Ce sont là des extraits de lettres écrites de Tanger, ville « ouverte » et résidence des missions diplomatiques à l’époque. Le ton change quand le peintre français écrit d’une ville de l’intérieur, Meknès, dont les habitants affichent leur refus de se laisser peindre par l’artiste.
« Je suis escorté, toutes les fois que je sors, d’une bande énorme de curieux qui ne m’épargnent pas les injures de chien, d’infidèle, de craco, qui se poussent pour m’approcher et pour me faire une grimace sous le nez »[2].
Nous trouvons, dans ces extraits, un témoignage précieux quant à l’attitude de la société maghrébine à l’égard de ce bel art de la peinture, la nature despotique du pouvoir et le rapport de l’homme maghrébin à la nature[3].

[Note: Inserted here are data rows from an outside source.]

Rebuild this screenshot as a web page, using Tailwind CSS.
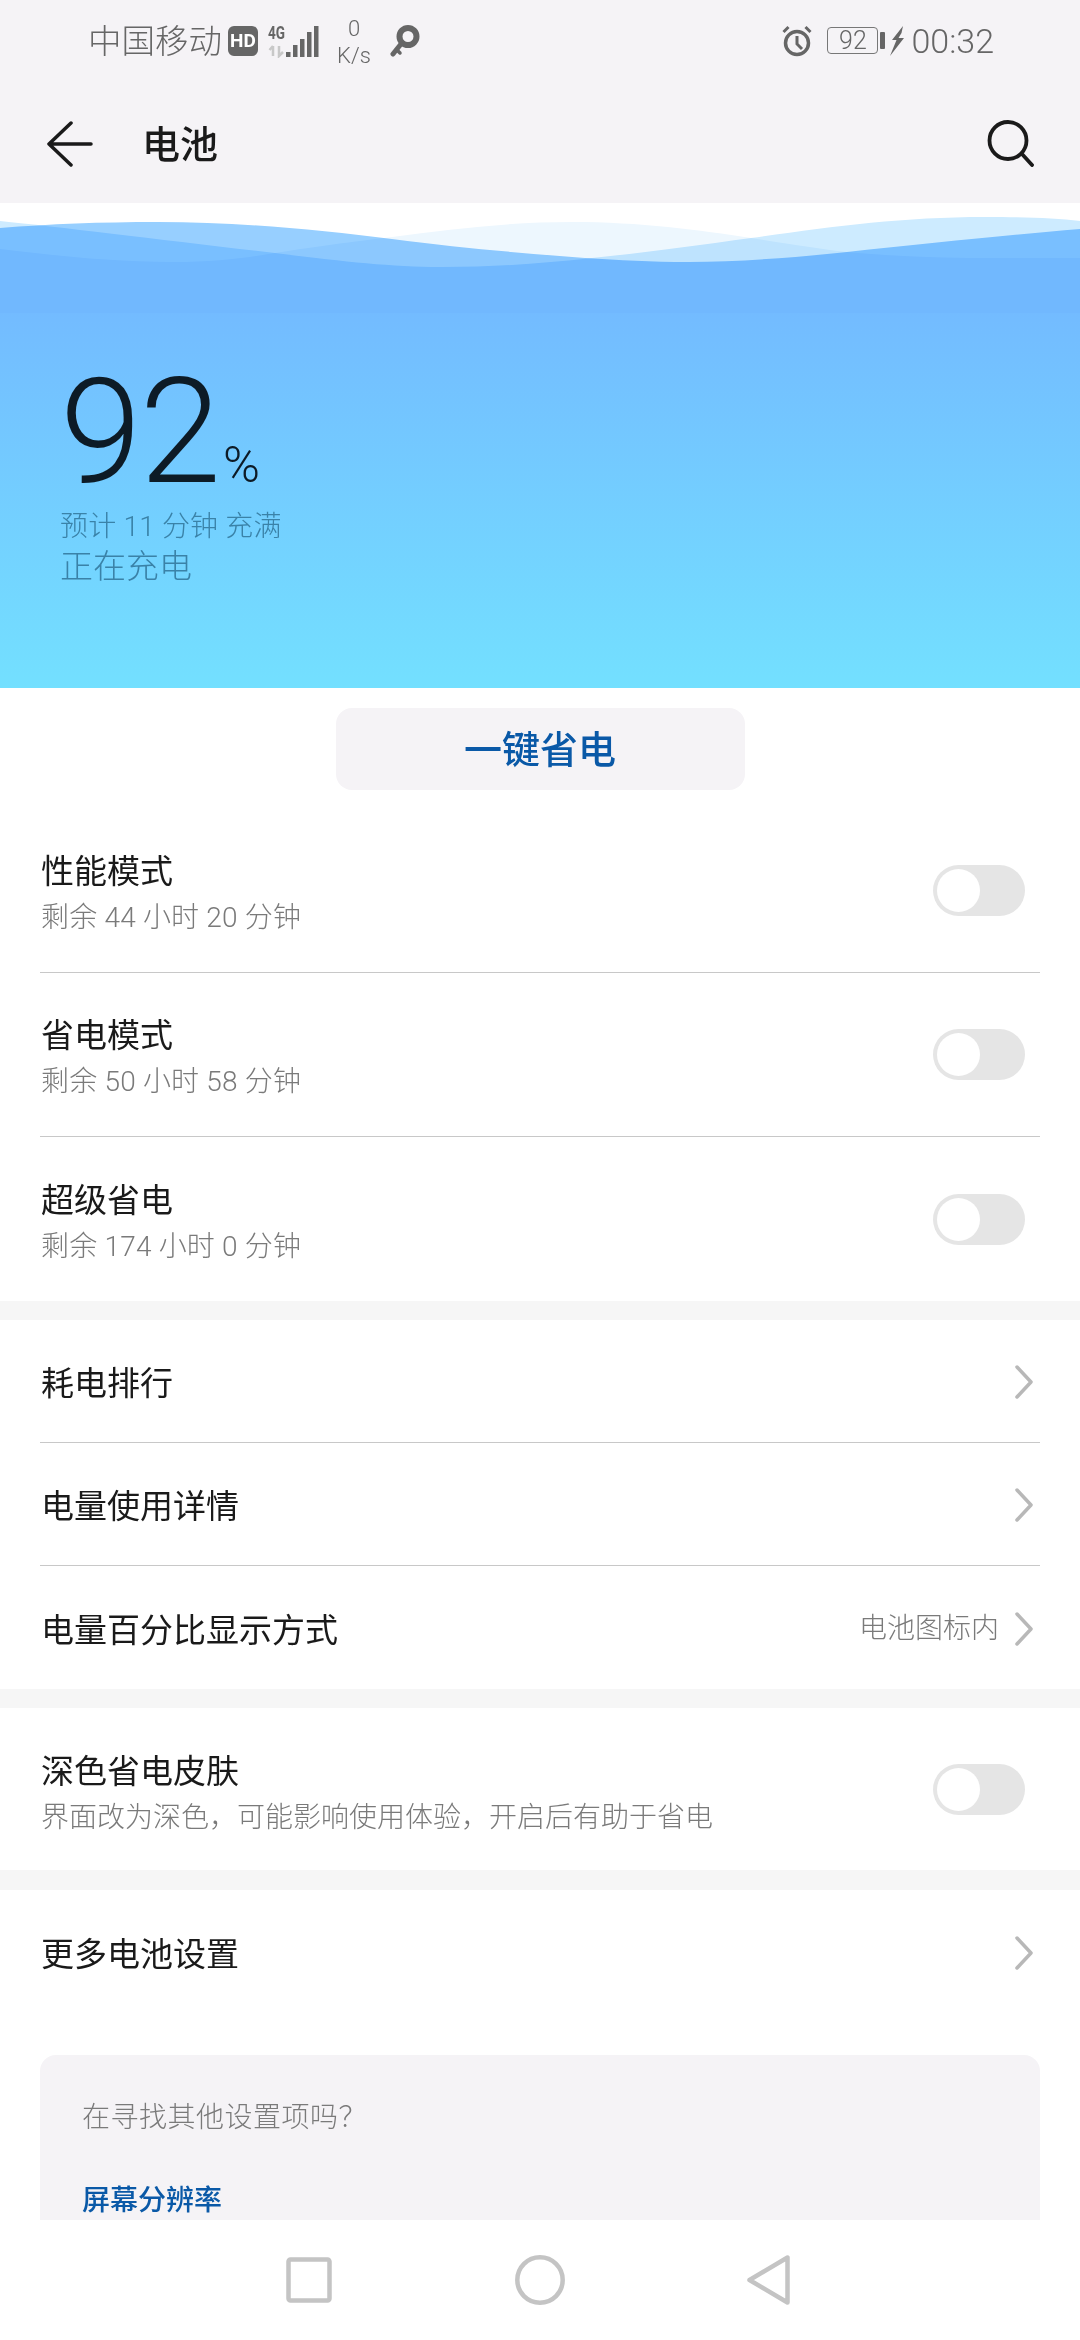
<!DOCTYPE html>
<html lang="zh">
<head>
    <meta charset="UTF-8">
    <meta name="viewport" content="width=device-width, initial-scale=1.0">
    <title>电池</title>
    <script src="https://cdn.jsdelivr.net/npm/@tailwindcss/browser@4"></script>
</head>
<body class="bg-white font-['Roboto','Noto_Sans_CJK_SC',sans-serif]">
<div class="w-[1080px] h-[2340px] flex flex-col overflow-hidden">

    <!-- status bar -->
    <div class="h-[84px] shrink-0 bg-[#f5f3f6] flex items-center text-[#666] pl-[88px] pr-[86px] pb-[3px]">
        <span class="text-[33.5px] leading-[40px] font-light mt-[3px]">中国移动</span>
        <span class="ml-[6px] w-[30px] h-[30px] rounded-[6px] bg-[#666] text-white text-[19px] font-bold leading-[30px] text-center">HD</span>
        <svg class="ml-[10px]" width="52" height="34" viewBox="0 0 52 34">
            <text x="0" y="15" font-size="19" font-weight="700" fill="#666" font-family="Roboto" textLength="17" lengthAdjust="spacingAndGlyphs">4G</text>
            <path d="M5 32V22M1.5 26L5 22M11 22v10l4-4" stroke="#c8c8c8" stroke-width="2.5" fill="none"/>
            <g fill="#666">
                <rect x="18" y="28" width="4.5" height="5"/>
                <rect x="25" y="21" width="4.5" height="12"/>
                <rect x="32" y="15" width="4.5" height="18"/>
                <rect x="39" y="8" width="4.5" height="25"/>
                <rect x="46" y="2" width="4.5" height="31"/>
            </g>
        </svg>
        <div class="ml-[16px] w-[36px] flex flex-col items-center text-[22px] leading-[27px] font-light pt-[3px]"><span>0</span><span>K/s</span></div>
        <svg class="ml-[18px]" width="30" height="32" viewBox="0 0 30 32" fill="none" stroke="#666" stroke-linecap="round">
            <circle cx="18" cy="11.5" r="8.5" stroke-width="6"/>
            <path d="M11 19L3 29" stroke-width="5"/>
            <path d="M7 25l3 3" stroke-width="3.5"/>
        </svg>
        <svg class="ml-auto" width="30" height="32" viewBox="0 0 30 32" fill="none" stroke="#666">
            <circle cx="15" cy="18" r="11.5" stroke-width="3.5"/>
            <path d="M15 11v8l5 5" stroke-width="3"/>
            <path d="M1.5 7l5-5M28.5 7l-5-5" stroke-width="3"/>
        </svg>
        <span class="ml-[15px] w-[51px] h-[27px] rounded-[4px] border border-[#777] text-[25px] font-light leading-[25px] text-center">92</span>
        <span class="ml-[2px] w-[5px] h-[17px] rounded-[1px] bg-[#666]"></span>
        <svg class="ml-[5px]" width="14" height="30" viewBox="0 0 14 30"><path d="M13 0L2 14h4.5L0 30l14-18H8.5l3-5z" fill="#666"/></svg>
        <span class="ml-[7px] text-[34px] leading-none font-light">00:32</span>
    </div>

    <!-- title bar -->
    <div class="h-[119px] shrink-0 bg-[#f5f3f6] flex items-center pl-[47px] pr-[46px]">
        <svg width="46" height="46" viewBox="0 0 46 46" fill="none" stroke="#1a1a1a" stroke-width="3.5" stroke-linecap="round" stroke-linejoin="round">
            <path d="M24 2L2 23l22 21M2 23h42"/>
        </svg>
        <span class="ml-[49px] mt-[2px] text-[38px] leading-none text-[#1a1a1a] font-medium">电池</span>
        <svg class="ml-auto" width="47" height="47" viewBox="0 0 47 47" fill="none" stroke="#1a1a1a" stroke-width="3.8" stroke-linecap="round">
            <circle cx="21" cy="20.5" r="18.5"/>
            <path d="M35 34l10 11"/>
        </svg>
    </div>

    <!-- battery hero -->
    <div class="h-[485px] shrink-0 relative bg-linear-to-b from-[#73baff] from-[20%] to-[#73e0ff] pt-[164px] pl-[60px]">
        <svg class="absolute top-0 left-0" width="1080" height="110" viewBox="0 0 1080 110">
            <rect width="1080" height="110" fill="#fff"/>
            <path class="mix-blend-multiply" fill="#edf7fe" d="M0 46C50 52 110 59 172 59C220 59 250 54 275 50C320 43 350 39 392 34C450 26 510 19 572 19C640 19 700 27 751 35C790 41 820 46 847 49C890 53 940 55 985 55C1020 55 1050 55 1080 55V110H0Z"/>
            <path class="mix-blend-multiply" fill="#cdebff" d="M0 18C60 24 170 38 275 50C340 58 390 64 441 64C500 64 545 60 592 55C650 49 700 42 751 35C830 24 900 14 985 14C1025 14 1055 15 1080 18V110H0Z"/>
            <path class="mix-blend-multiply" fill="#97cfff" d="M0 25C50 21 100 19 158 19C240 19 320 27 392 36C460 45 520 50 585 55C620 57 650 59 689 59C740 59 800 54 847 49C930 40 1010 32 1080 26V110H0Z"/>
        </svg>
        <div class="relative">
            <div class="flex items-baseline h-[130px] text-[#0d1b26]">
                <span class="text-[147px] leading-[130px] font-light tracking-[-2px]">92</span>
                <span class="ml-[4px] text-[50px] leading-none font-light">%</span>
            </div>
            <p class="mt-[14px] text-[28px] leading-[32px] tracking-[0.2px] font-light text-[#3a82a8]">预计 11 分钟 充满</p>
            <p class="mt-[6px] text-[33px] leading-[36px] font-light text-[#3a82a8]">正在充电</p>
        </div>
    </div>

    <!-- one tap button -->
    <div class="h-[121px] shrink-0 flex items-center justify-center">
        <div class="w-[409px] h-[82px] rounded-[16px] bg-[#f5f3f6] flex items-center justify-center text-[38px] font-medium text-[#0a59a7]"><span class="mt-[3px]">一键省电</span></div>
    </div>

    <!-- modes -->
    <div class="px-[40px] shrink-0">
        <div class="h-[164px] border-b border-[#c8c8c8] flex items-center">
            <div class="flex-1 pt-[5px] pl-[1px]"><p class="text-[33px] leading-[44px] text-[#1a1a1a]">性能模式</p><p class="text-[28px] leading-[36px] tracking-[0.2px] font-light text-[#7a7a7a] mt-[6px]">剩余 44 小时 20 分钟</p></div>
            <div class="w-[92px] h-[51px] rounded-full bg-[#e5e5e5] p-[4px] mr-[15px]"><div class="w-[43px] h-[43px] rounded-full bg-white"></div></div>
        </div>
        <div class="h-[164px] border-b border-[#c8c8c8] flex items-center">
            <div class="flex-1 pt-[5px] pl-[1px]"><p class="text-[33px] leading-[44px] text-[#1a1a1a]">省电模式</p><p class="text-[28px] leading-[36px] tracking-[0.2px] font-light text-[#7a7a7a] mt-[6px]">剩余 50 小时 58 分钟</p></div>
            <div class="w-[92px] h-[51px] rounded-full bg-[#e5e5e5] p-[4px] mr-[15px]"><div class="w-[43px] h-[43px] rounded-full bg-white"></div></div>
        </div>
        <div class="h-[164px] flex items-center">
            <div class="flex-1 pt-[5px] pl-[1px]"><p class="text-[33px] leading-[44px] text-[#1a1a1a]">超级省电</p><p class="text-[28px] leading-[36px] tracking-[0.2px] font-light text-[#7a7a7a] mt-[6px]">剩余 174 小时 0 分钟</p></div>
            <div class="w-[92px] h-[51px] rounded-full bg-[#e5e5e5] p-[4px] mr-[15px]"><div class="w-[43px] h-[43px] rounded-full bg-white"></div></div>
        </div>
    </div>

    <div class="h-[19px] shrink-0 bg-[#f6f6f6]"></div>

    <!-- links -->
    <div class="px-[40px] shrink-0">
        <div class="h-[123px] border-b border-[#c8c8c8] flex items-center justify-between pl-[1px] text-[33px] text-[#1a1a1a]">
            <span class="mt-[6px]">耗电排行</span>
            <svg class="mr-[7px] mt-[2px]" width="18" height="34" viewBox="0 0 18 34" fill="none" stroke="#b8b8b8" stroke-width="3.5" stroke-linecap="round" stroke-linejoin="round"><path d="M2 2l14 15L2 32"/></svg>
        </div>
        <div class="h-[123px] border-b border-[#c8c8c8] flex items-center justify-between pl-[1px] text-[33px] text-[#1a1a1a]">
            <span class="mt-[6px]">电量使用详情</span>
            <svg class="mr-[7px] mt-[2px]" width="18" height="34" viewBox="0 0 18 34" fill="none" stroke="#b8b8b8" stroke-width="3.5" stroke-linecap="round" stroke-linejoin="round"><path d="M2 2l14 15L2 32"/></svg>
        </div>
        <div class="h-[123px] flex items-center pl-[1px] text-[33px] text-[#1a1a1a]">
            <span class="mt-[6px]">电量百分比显示方式</span>
            <span class="ml-auto mt-[2px] text-[28px] font-light text-[#7a7a7a]">电池图标内</span>
            <svg class="ml-[16px] mr-[7px] mt-[2px]" width="18" height="34" viewBox="0 0 18 34" fill="none" stroke="#b8b8b8" stroke-width="3.5" stroke-linecap="round" stroke-linejoin="round"><path d="M2 2l14 15L2 32"/></svg>
        </div>
    </div>

    <div class="h-[19px] shrink-0 bg-[#f6f6f6]"></div>

    <div class="px-[40px] shrink-0">
        <div class="h-[162px] flex items-center">
            <div class="flex-1 pt-[8px] pl-[1px]"><p class="text-[33px] leading-[44px] text-[#1a1a1a]">深色省电皮肤</p><p class="text-[28px] leading-[36px] font-light text-[#7a7a7a] mt-[6px]">界面改为深色，可能影响使用体验，开启后有助于省电</p></div>
            <div class="w-[92px] h-[51px] rounded-full bg-[#e5e5e5] p-[4px] mr-[15px]"><div class="w-[43px] h-[43px] rounded-full bg-white"></div></div>
        </div>
    </div>

    <div class="h-[20px] shrink-0 bg-[#f6f6f6]"></div>

    <div class="px-[40px] shrink-0">
        <div class="h-[124px] flex items-center justify-between pl-[1px] text-[33px] text-[#1a1a1a]">
            <span class="mt-[6px]">更多电池设置</span>
            <svg class="mr-[7px] mt-[2px]" width="18" height="34" viewBox="0 0 18 34" fill="none" stroke="#b8b8b8" stroke-width="3.5" stroke-linecap="round" stroke-linejoin="round"><path d="M2 2l14 15L2 32"/></svg>
        </div>
    </div>

    <!-- search hint card, cut off by nav bar -->
    <div class="mx-[40px] mt-[41px] flex-1 min-h-0 overflow-hidden rounded-t-[16px] bg-[#f5f3f6] pl-[42px] pt-[45px]">
        <p class="text-[28px] leading-[36px] tracking-[0.5px] font-light text-[#7a7a7a]">在寻找其他设置项吗？</p>
        <p class="mt-[47px] text-[28px] leading-[36px] font-medium text-[#0a59a7]">屏幕分辨率</p>
    </div>

    <!-- nav bar -->
    <div class="h-[120px] shrink-0 bg-white flex items-center justify-center pr-[4px]">
        <svg width="46" height="46" viewBox="0 0 46 46" fill="none" stroke="#c4c4c4" stroke-width="4.5" stroke-linejoin="round"><rect x="2.5" y="2.5" width="41" height="41" rx="2"/></svg>
        <svg class="ml-[183px]" width="50" height="50" viewBox="0 0 50 50" fill="none" stroke="#c4c4c4" stroke-width="4.5"><circle cx="25" cy="25" r="22.7"/></svg>
        <svg class="ml-[182px]" width="43" height="50" viewBox="0 0 43 50" fill="none" stroke="#c4c4c4" stroke-width="4.5" stroke-linejoin="round"><path d="M40.5 2.5v45L2.5 25z"/></svg>
    </div>
</div>
</body>
</html>
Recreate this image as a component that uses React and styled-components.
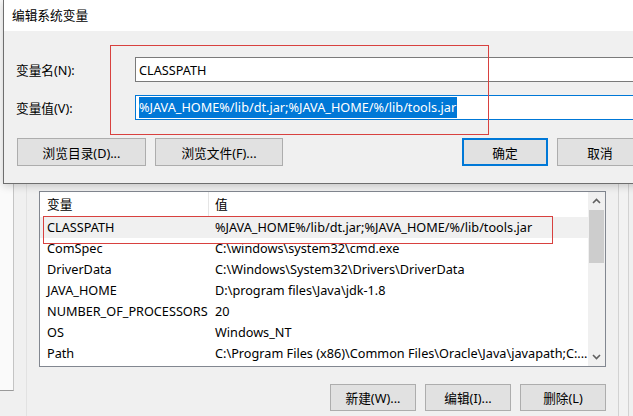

Mais nous devons préciser, dès à présent, que ces éléments d’information, doivent être considérés comme se rapportant à la société maghrébine en général et à celle du Maroc en particulier. Car, même si les trois pays du Maghreb
avaient en commun une certaine vision du monde dont nous allons présenter quelques traits, le rapport que ces trois sociétés entretenaient avec la peinture de représentation, doit être nuancé pour chacune d’elles.
En effet, nous devons considérer les différences entre les trois pouvoirs « despotiques », quant à leurs formes, mais dont le rapport avec l’extérieur pouvait changer d’un pays à un autre. L’indépendance et le caractère défensif qui a caractérisé la politique extérieure des rois du Maroc, jusqu’à la veille du XXème siècle, doivent être présent à notre esprit, quant à l’interprétation du témoignage de l’artiste français qui accompagnait une mission officielle. Surtout en ce qui concerne l’agressivité dont il a été l’objet de la part des habitants de Meknès.
Toutefois, en ce qui se rapporte à l’objet de la présente recherche, nous constatons qu’il est nécessaire de considérer le rapport de la peinture occidentale à la société maghrébine dans un cadre plus global: celui de l’attitude d’une société qu’on ne peut qualifier de classes, à l’égard d’une pratique artistique issue de la vision du monde particulière à la société bourgeoise occidentale.
En effet, « ces préjugés contre le bel art de la peinture » dont parle DELACROIX sont, en fait, la désignation de l’absence, au sein de la société maghrébine précoloniale, de la pratique de la peinture de chevalet. Cette pratique ne se présentant pas uniquement, comme technique de représentation imagée, mais surtout comme attitude de l’homme à l’égard du réel qu’il se propose de reproduire.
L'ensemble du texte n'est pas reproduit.